Weisbart, whose company is one of about 60 manufacturing businesses in the Inland Empire that receives an index questionnaire from the institute every month, said he believes the Inland region’s manufacturing sector is headed in the right direction.

“Things have gone well since September of last year, so I feel fairly positive about it,” Weisbart said. “In our case, we’ve built up a lot of backlog during the past couple of years, and now it’s starting to move out the door. I think we’re going to be OK for the rest of the year.”

Most of that backlog is in aerospace, where AR Tech – which started in Los Angeles in 1976 before it moved to Fontana in 1990 – does about 80 percent of its business.

“I think most of the aerospace industry is in the same place we’re in,” Weisbart said.
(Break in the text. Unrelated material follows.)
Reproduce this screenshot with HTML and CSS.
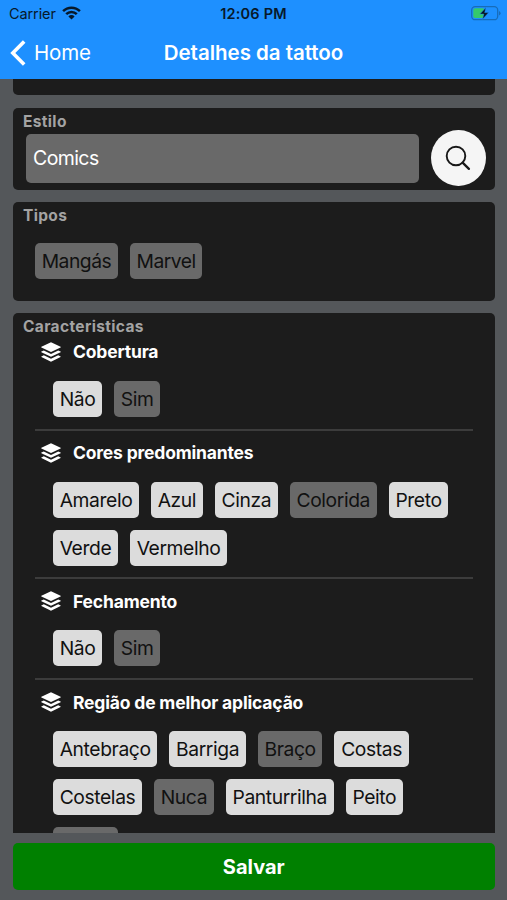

The institute began publishing the Inland index in 1993, after some local economists complained about not having an accurate measure of local manufacturing. It’s been published continuously since then, with only two brief interruptions, on the first work day of each month.

About 60 surveys are mailed out every month to businesses in both counties, and usually between 35 to 40 of those provide responses. Purchasing managers are asked a number of questions, including their overall rate of production, number of new orders and deliveries and whether they plan to hire or let go any employees.

They’re also asked whether they expect the economy to get better, worse or stay the same during the next three months. In the September survey, only 18 percent said they expect the economy to improve between now and the end of the year.

“Lately, [the purchasing managers] have been a pretty pessimistic bunch,” Sirotnik said.